Pictures from leonmccarron.com

Sky News Day 20: That’s all for now folks…

Something very distressing has happened. I’ve finished my placement at Sky News and can no longer bend the truth when speaking to rich men in cocktails bars about where I “work”. There”ll be no more looks of outraged horror from those who believe they work for “principled” news companies (he worked for a bank, I think I had the moral high ground personally) or free shots from those who’re willing to take the ethical gamble. No longer can I have sophisticated chats about my “occupation” with business men on the train or expect the Devonshire taxi driver to exclaim “you’re the lady from Sky!” as I attempt to stumble home after one too many ciders. But perhaps even more distressing than all that, is that my time at one of the forefront international news operations in the UK has come to a close.

How best to follow a month a Sky News? Holidaying in the South of France of course!

Working at Sky has genuinely been one of the most amazing experiences of my life. I’ve got to spend four weeks not just residing in the amazing environment that is Sky News, but actually doing things and seeing the end result. I’m quite concious that throughout these blog posts it might have appeared as if I haven’t done a lot, as I’ve been very aware that an “I’ve done this today” list would make extremely dull reading. Seeing as this is the last one, I thought I’d break the rules a bit, just to prove I haven’t been sat on my bum eating Wispas and chocolate cake.
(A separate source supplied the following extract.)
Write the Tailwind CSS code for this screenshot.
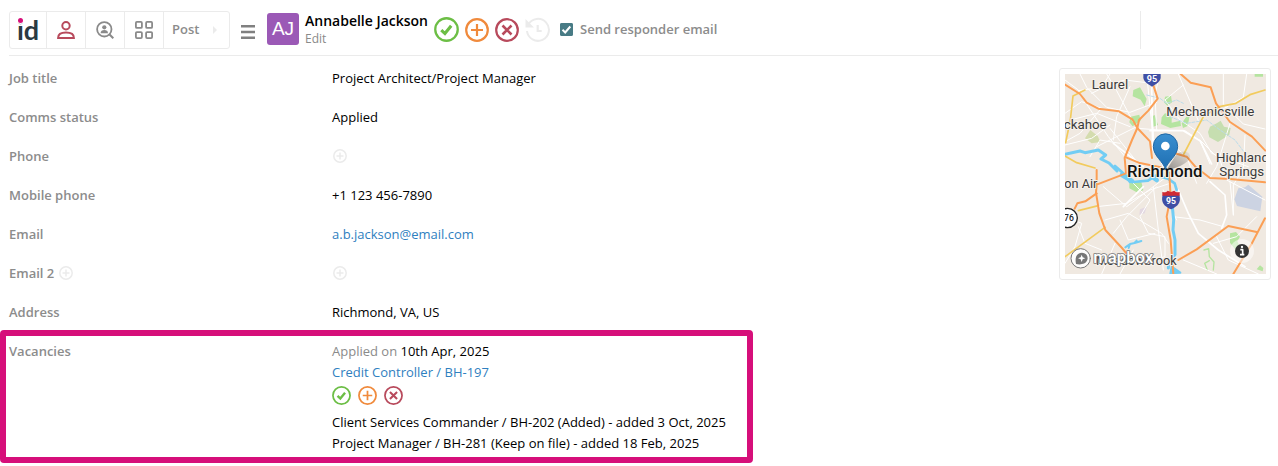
<!doctype html>
<html lang="en">
<head>
  <meta charset="utf-8">
  <meta name="viewport" content="width=device-width, initial-scale=1">
  <title>Annabelle Jackson</title>
  <script src="https://cdn.jsdelivr.net/npm/@tailwindcss/browser@4"></script>
</head>

<body class="bg-white font-['Open_Sans','Noto_Sans',sans-serif] text-[13px] leading-[21px] text-black">
  <!-- shared icons -->
  <svg class="hidden">
    <symbol id="accept" viewBox="0 0 24 24">
      <circle cx="12" cy="12" r="10.8" fill="none" stroke="currentColor" stroke-width="2.2"/>
      <path d="M7 12.6l3.5 3.3 6-7.4" fill="none" stroke="currentColor" stroke-width="3"/>
    </symbol>
    <symbol id="add" viewBox="0 0 24 24">
      <circle cx="12" cy="12" r="10.8" fill="none" stroke="currentColor" stroke-width="2.2"/>
      <path d="M12 6v12M6 12h12" fill="none" stroke="currentColor" stroke-width="2.2"/>
    </symbol>
    <symbol id="reject" viewBox="0 0 24 24">
      <circle cx="12" cy="12" r="10.8" fill="none" stroke="currentColor" stroke-width="2.2"/>
      <path d="M7.5 7.5l9 9M16.5 7.5l-9 9" fill="none" stroke="currentColor" stroke-width="2.6"/>
    </symbol>
    <symbol id="plus" viewBox="0 0 14 14">
      <circle cx="7" cy="7" r="6.2" fill="none" stroke="currentColor" stroke-width="1.5"/>
      <path d="M7 3.5v7M3.5 7h7" fill="none" stroke="currentColor" stroke-width="1.5"/>
    </symbol>
  </svg>

  <header class="ml-[9px] flex h-14 items-center border-b border-[#ebebeb] pt-1">
    <nav class="flex h-[38px] shrink-0 divide-x divide-[#ebebeb] rounded-[3px] border border-[#ebebeb]">
      <a href="#" class="relative flex w-[37px] items-center justify-center font-[Lato] text-[27px] font-bold leading-[34px] text-[#2b3a42]" aria-label="Home">id
        <span class="absolute left-[8px] top-[6px] size-[5px] rounded-full bg-[#d60f7a] ring-1 ring-white"></span>
      </a>
      <button class="flex w-[39px] items-center justify-center text-[#b84a5c]" aria-label="Candidates">
        <svg class="size-[18px]" viewBox="0 0 18 18" fill="none" stroke="currentColor" stroke-width="2">
          <circle cx="9" cy="4.7" r="3.7"/>
          <path d="M1.1 17c0-3.6 3-5.4 7.9-5.4s7.9 1.8 7.9 5.4z"/>
        </svg>
      </button>
      <button class="flex w-[39px] items-center justify-center text-[#8a8a8a]" aria-label="Search candidates">
        <svg class="size-[18px]" viewBox="0 0 18 18">
          <circle cx="8.3" cy="8.3" r="7.2" fill="none" stroke="currentColor" stroke-width="1.8"/>
          <path d="M13.3 13.3l4 4" stroke="currentColor" stroke-width="2"/>
          <circle cx="8.3" cy="6.3" r="2.1" fill="currentColor"/>
          <path d="M4.6 12.3c0-2.2 1.5-3.2 3.7-3.2s3.7 1 3.7 3.2z" fill="currentColor"/>
        </svg>
      </button>
      <button class="flex w-[39px] items-center justify-center text-[#8a8a8a]" aria-label="Apps">
        <svg class="size-[18px]" viewBox="0 0 18 18" fill="none" stroke="currentColor" stroke-width="1.8">
          <rect x="0.9" y="0.9" width="6" height="6" rx="1"/>
          <rect x="11.1" y="0.9" width="6" height="6" rx="1"/>
          <rect x="0.9" y="11.1" width="6" height="6" rx="1"/>
          <rect x="11.1" y="11.1" width="6" height="6" rx="1"/>
        </svg>
      </button>
      <button class="flex w-[65px] items-center gap-3.5 pl-2 text-[13px] font-semibold text-[#8c8c8c]">Post
        <svg class="h-2 w-1" viewBox="0 0 4 8"><path d="M0 0l4 4-4 4z" fill="#ebebeb"/></svg>
      </button>
    </nav>

    <button class="ml-[11px] mt-1 text-[#808080]" aria-label="Menu">
      <svg class="h-[14px] w-[14px]" viewBox="0 0 14 14" fill="currentColor">
        <path d="M0 0h14v2.5H0zM0 5.7h14v2.5H0zM0 11.4h14v2.5H0z"/>
      </svg>
    </button>
    <div class="mb-0.5 ml-3 flex size-8 shrink-0 items-center justify-center rounded-[3px] bg-[#9b59b6] font-['Liberation_Sans'] text-[19px] text-white">AJ</div>
    <div class="ml-1.5">
      <h1 class="text-sm font-semibold leading-[18px]">Annabelle Jackson</h1>
      <a href="#" class="block text-xs leading-[18px] text-[#8a8a8a]">Edit</a>
    </div>
    <div class="ml-[6px] flex shrink-0 gap-[6px]">
      <button class="text-[#6cbe45]" aria-label="Accept"><svg class="size-[25px]"><use href="#accept"/></svg></button>
      <button class="text-[#f08a3c]" aria-label="Add"><svg class="size-6"><use href="#add"/></svg></button>
      <button class="text-[#b84a5c]" aria-label="Reject"><svg class="size-6"><use href="#reject"/></svg></button>
      <button class="text-[#ebebeb]" aria-label="History">
        <svg class="size-[25px]" viewBox="0 0 25 25" fill="none" stroke="currentColor" stroke-width="2">
          <path d="M3.3 7.5a11 11 0 1 1-1.3 6.5"/>
          <path d="M0.5 2v8.5H9z" fill="currentColor" stroke="none"/>
          <path d="M12.7 8v6h4" stroke-width="2.2"/>
        </svg>
      </button>
    </div>
    <label class="ml-[10px] flex items-center gap-[7px] font-semibold text-[#8c8c8c]">
      <input type="checkbox" checked class="peer absolute size-[13px] appearance-none">
      <span class="flex size-[13px] items-center justify-center rounded-[2px] bg-white ring-1 ring-inset ring-[#487b85] peer-checked:bg-[#487b85]">
        <svg class="size-[11px]" viewBox="0 0 11 11"><path d="M1.5 5.8l2.7 2.7L9.3 2.5" fill="none" stroke="#fff" stroke-width="2"/></svg>
      </span>
      Send responder email
    </label>
    <div class="ml-auto mr-[137px] h-[38px] w-px bg-[#ebebeb]"></div>
  </header>

  <main class="flex items-start justify-between">
    <dl class="w-[753px] pt-[3px]">
      <div class="flex h-[39px] items-center pl-[9px]">
        <dt class="w-[323px] font-semibold text-[#8c8c8c]">Job title</dt>
        <dd>Project Architect/Project Manager</dd>
      </div>
      <div class="flex h-[39px] items-center pl-[9px]">
        <dt class="w-[323px] font-semibold text-[#8c8c8c]">Comms status</dt>
        <dd>Applied</dd>
      </div>
      <div class="flex h-[39px] items-center pl-[9px]">
        <dt class="w-[323px] font-semibold text-[#8c8c8c]">Phone</dt>
        <dd><button class="mb-0.5 ml-px block text-[#ebebeb]" aria-label="Add phone"><svg class="size-[14px]"><use href="#plus"/></svg></button></dd>
      </div>
      <div class="flex h-[39px] items-center pl-[9px]">
        <dt class="w-[323px] font-semibold text-[#8c8c8c]">Mobile phone</dt>
        <dd>+1 123 456-7890</dd>
      </div>
      <div class="flex h-[39px] items-center pl-[9px]">
        <dt class="w-[323px] font-semibold text-[#8c8c8c]">Email</dt>
        <dd><a href="mailto:a.b.jackson@email.com" class="text-[#2f80c0]">a.b.jackson@email.com</a></dd>
      </div>
      <div class="flex h-[39px] items-center pl-[9px]">
        <dt class="flex w-[323px] items-center gap-[5px] font-semibold text-[#8c8c8c]">Email 2
          <button class="mb-0.5 text-[#ebebeb]" aria-label="Add email type"><svg class="size-[14px]"><use href="#plus"/></svg></button>
        </dt>
        <dd><button class="mb-0.5 ml-px block text-[#ebebeb]" aria-label="Add email"><svg class="size-[14px]"><use href="#plus"/></svg></button></dd>
      </div>
      <div class="flex h-[37px] items-center pl-[9px] pt-0.5">
        <dt class="w-[323px] font-semibold text-[#8c8c8c]">Address</dt>
        <dd>Richmond, VA, US</dd>
      </div>
      <div class="flex rounded-[4px] border-[6px] border-[#d60f7a] pb-[3px] pl-[3px] pt-[5px]">
        <dt class="w-[323px] font-semibold text-[#8c8c8c]">Vacancies</dt>
        <dd>
          <p><span class="text-[#8a8a8a]">Applied on</span> 10th Apr, 2025</p>
          <a href="#" class="block text-[#2f80c0]">Credit Controller / BH-197</a>
          <div class="flex h-[29px] items-center gap-[7px] pb-1">
            <button class="text-[#6cbe45]" aria-label="Accept"><svg class="size-[19px]"><use href="#accept"/></svg></button>
            <button class="text-[#f08a3c]" aria-label="Add"><svg class="size-[19px]"><use href="#add"/></svg></button>
            <button class="text-[#b84a5c]" aria-label="Reject"><svg class="size-[19px]"><use href="#reject"/></svg></button>
          </div>
          <p>Client Services Commander / BH-202 (Added) - added 3 Oct, 2025</p>
          <p>Project Manager / BH-281 (Keep on file) - added 18 Feb, 2025</p>
        </dd>
      </div>
    </dl>

    <div class="mr-[7px] mt-3 rounded-[3px] border border-[#ebebeb] py-[5px] pl-[5px] pr-1">
      <svg class="h-[200px] w-[201px] bg-[#f0e9e1]" viewBox="45 42 603 600" fill="none" stroke-linecap="round" stroke-linejoin="round" font-family="Roboto, sans-serif">
        <defs>
          <linearGradient id="pin" x1="0" y1="0" x2="0" y2="1">
            <stop offset="0" stop-color="#3a8fd0"/>
            <stop offset="1" stop-color="#1f6fb2"/>
          </linearGradient>
          <linearGradient id="shade" x1="0" y1="1" x2="1" y2="0">
            <stop offset="0" stop-color="#000" stop-opacity="0.4"/>
            <stop offset="1" stop-color="#000" stop-opacity="0.03"/>
          </linearGradient>
        </defs>

        <!-- parks -->
        <g fill="#b5e4a0">
          <path d="M250 90l20-8 20 35-6 22-12-20-24-10zM345 110l18-3 3 20-14 10-10-10zM242 170l26-6 4 18-24 17-10-12zM304 170l10-5 10 30-16 6zM335 172l10-12 20 4 0 24 26-6 2 16-32 6-28-12zM395 190l14-20 10-2-6 30-14 6zM614 42h25v8h-25zM238 370l36-5 6 26-20 6-22-12zM540 520l18-4 12 14-8 14 16 34-16-2-22-28zM620 628l10-12 10 8-2 10z"/>
          <path d="M480 200l20-10 12-8 10 18 20 4-4 20-34 22-26-14-4-16z" fill="#c6deb0"/>
          <path d="M105 235l16-25 22 18 8 18-26 4z" fill="#d4dcae"/>
        </g>
        <path d="M565 385l20-3 10-8 42 36-6 44-70-16-8-20z" fill="#ccd3e2"/>
        <path d="M270 448l20-8-6 20-16 4z" fill="#e3d8e1"/>
        <path d="M462 570l14-4 2 24 14 16-2 24M478 602l-14 8 8 20" stroke="#b5e4a0" stroke-width="4"/>

        <!-- minor streets -->
        <g stroke="#fff" stroke-width="3">
          <path d="M45 60l40 30 30 50 60 90 50 60M85 92l70-10 25-40M125 100l60-30 40-10 80 10M170 42l30 50 50 95M90 42l20 40 60 60 70 15 80-30M45 160l50-35 60 20M60 180l80-20 100 40M150 150l-60 70-45 25M140 260l60-30 60-30M190 240l10-70 40-90M180 205l80 100M45 255l80-20 55-40M120 290l30-50 60 10"/>
          <path d="M290 42l12 120 10 90 40 100M305 120l8 160M330 42l-15 60 5 110M265 205l60 5 80 2 45 30 30 70M345 120l45 60 60 40 35 60 110 40M385 42l60 140M520 42v90l60 60 65 15M590 42l-10 70-70 40M400 75l-55 45M450 240l60 60 20 60 115 60M540 190l-40 130-30 50M585 225l-5 100-30 50v90M350 240l60 50 30 80"/>
          <path d="M160 380l70 60 80-60 40-30M140 440l90-10 70-40 60-20M190 520l40-50 90-90M165 480l70-20 100 60 20 30M230 350l70 70-30 50 25 50 50 10v60l-35 10M210 480l25 60 80-20M310 380l15 130 15 120M250 570l-40 72M195 550l-40 92M45 470l50 20-20 70-30 50M85 500l20 50 50 20M340 390l40 90M370 470l80 10 70 20M540 365l10 100M620 470l-60 60-70 20M500 530l35 70 90 42M400 600l100 42"/>
        </g>
        <g stroke="#fff" stroke-width="5">
          <path d="M305 80l3 190M300 212l100 0 50 30 35 70M385 390l30 70 30 60 60 50 80 50M480 365l45 40 5 60-15 40M190 250l90 70M280 380l-60 60"/>
        </g>
        <path d="M290 105l40 10 20 15 30-10 20 10M360 170l50 20 60-10 40 30 45 30 30 40" stroke="#bcdcea" stroke-width="3" stroke-dasharray="9 5"/>

        <!-- river -->
        <g stroke="#72cdf4">
          <path d="M45 283l45-10 15 5 40-8 22 15-14 12 24 12 24 24" stroke-width="9"/>
          <path d="M195 318l30 26 15 22M225 344l25 22 44-4 25-16 35 10 20 14 6 20" stroke-width="8"/>
          <path d="M216 345l30 18M300 345l20 15" stroke-width="14"/>
          <path d="M366 430l5 50-2 30 6 30v44l-18 22-2 18" stroke-width="9"/>
          <path d="M365 620l-4 20 30-2z" fill="#72cdf4" stroke-width="6"/>
          <path d="M226 562l14-10 14-3 20-6M240 552l-4 12M254 548l6-6" stroke-width="6"/>
        </g>

        <!-- highways -->
        <g stroke="#f2cb5d" stroke-width="5">
          <path d="M105 90l-36 18-8 72-14 68M45 288l35 20 55 16M645 90l-45 14-42 26-50 10-48 30-60 115M45 590l120-88M85 452l60-15"/>
        </g>
        <g stroke="#fb9f55" stroke-width="6">
          <path d="M45 74l45 28 20 26 35 18 62 8 40 24 15 26 38 40 6 50"/>
          <path d="M305 60l18 56-28 36-28 28-5 24-16 36-22 54 4 46-88 34-2 24 10 62 18 50 50 54 25 30"/>
          <path d="M228 292l38 16 66 14 35 22"/>
          <path d="M392 42l30 26 60 14 16 48 42 56 66 44 40 42"/>
          <path d="M375 280l35 10 26 30 44 34 60 3 105 10"/>
          <path d="M358 345l4 65-12 60 12 70 8 102"/>
          <path d="M385 600l55-32 95-70 85 18M645 475l-40 76-55 91M140 400l-34 24-24 6-8 16M140 330v40"/>
        </g>

        <!-- place names -->
        <g fill="#3b3b3b" stroke="#f6f1eb" stroke-width="6" paint-order="stroke" font-size="40">
          <text x="125" y="88">Laurel</text>
          <text x="349" y="168">Mechanicsville</text>
          <text x="41" y="206">ckahoe</text>
          <text x="498" y="306">Highland</text>
          <text x="508" y="349">Springs</text>
          <text x="43" y="384" font-size="38">on Air</text>
          <text x="138" y="614" font-size="38">Meadowbrook</text>
          <text x="231" y="350" font-size="50" font-weight="500" fill="#111">Richmond</text>
        </g>

        <!-- route shields -->
        <path d="M280 30h52v22c0 12-12 20-26 28-14-8-26-16-26-28z" fill="#3f4fa5"/>
        <text x="306" y="66" text-anchor="middle" font-size="27" font-weight="700" fill="#fff">95</text>
        <path d="M338 405c-6 22 4 34 25 43 21-9 31-21 25-43z" fill="#3f4fa5"/>
        <path d="M337 396c8 2 12 0 16-4l10 4 10-4c4 4 8 6 16 4v11h-52z" fill="#cf2a33"/>
        <text x="363" y="433" text-anchor="middle" font-size="26" font-weight="700" fill="#fff">95</text>
        <circle cx="53" cy="474" r="29" fill="#fff" stroke="#222" stroke-width="4"/>
        <text x="42" y="483" font-size="26" font-weight="500" fill="#222">76</text>

        <!-- marker -->
        <path d="M348 332l28-44c16-20 44-16 44 2 0 18-40 34-72 42z" fill="url(#shade)"/>
        <path d="M346 327c-5-22-36-38-36-68a36 37 0 0 1 73 0c0 30-32 46-37 68z" fill="url(#pin)" stroke="#2068a6" stroke-width="3"/>
        <circle cx="346" cy="258" r="13" fill="#fff"/>

        <!-- attribution -->
        <circle cx="92" cy="595" r="29" fill="#fff" fill-opacity="0.9" stroke="#777" stroke-width="3"/>
        <path d="M78 612c-4-20 2-34 18-34a17 17 0 0 1 0 34c-6 2-12 1-18 0z" fill="#777"/>
        <path d="M95 584l3 8 8 3-8 3-3 8-3-8-8-3 8-3z" fill="#fff"/>
        <text x="130" y="608" font-size="50" font-weight="500" fill="#fff" stroke="#777" stroke-width="5" paint-order="stroke">mapbox</text>
        <circle cx="576" cy="573" r="36" fill="#fff" fill-opacity="0.5"/>
        <circle cx="576" cy="573" r="21" fill="#333"/>
        <path d="M571 569h7v14M570 584h13" stroke="#fff" stroke-width="5" stroke-linecap="butt"/>
        <circle cx="576" cy="561" r="3.5" fill="#fff"/>
      </svg>
    </div>
  </main>
</body>
</html>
I’ve booked scores of interviews, made so many phone calls I started to think the phone was an extension of my ear and researched until I thought my eyes were bleeding.  I’ve written scripts for radio, for Kay Burley and even today, the last day, I wrote a script to accompany the Olympics summary graphic. I’ve made things to go in the iPad app, I’ve commissioned graphics for on TV and even told the graphics designers how to do them. I’ve worked at the Olympics, accepted the title of general dogsbody and rushed bottles of water to more famous people than you can shake a stick it. And I’ve loved every single second of it.

Alright, there have been days where I’ve felt so tired and ill I’ve wanted to cry, working a part time job on the side hasn’t been easy and there have been times when it seems like nothing working and I’ve wanted to bang my head several times against a steel reinforced concrete wall. But absolutely none of that takes anything away from the absolutely insane experience I’ve had these past four weeks.  It’s been no secret to people who know me that I haven’t always been sure I’ve been doing the right thing but this whole process has really shown me that this is what I want to spend the rest of my life doing. And looking back, the only thing I can say with any certainty, is I’ll be back.

Keep up with what I’m doing next on my Twitter or have a look at The Medwire, my student newspaper!

Ps. I’d just like to say thank you to everyone who’s been reading these blogs. I’ve been stunned by the number of people who’ve checked them out and even left me messages to say how proud they are of me. I just hope I haven’t bored you all too much!

Sky News Day 19: There’s an app for that (and I made it)

I hate iPhones.  I hate Macs.  I hate iPads. And I especially hate the iFags who do absolutely nothing else with their lives other than stare at an Apple manufactured screen, occasionally prodding it in the smug self-satisfaction that they have enough Apple products to start an extended family, whilst still craving more. I, on the other hand, have to make do with a “mere” Nokia and you can almost see the distaste flowing from every orifice in their body as I pull it from my pocket. I’m not quite sure where my hatred came from, or where it started, but I can feel my heart sink whenever a new acquaintance reveals an iGadget.  Upon discovering that my boyfriend is the proud owner of  an iPad, iPod and currently lusting for both an Mac and an iPod I nearly ended it there and then. Restraining myself slightly I settled for a rant in front of most of his family about how’d I’d never shell out the best part of a grand on some hyped up piece of metal. Then I went to Sky’s iPad department.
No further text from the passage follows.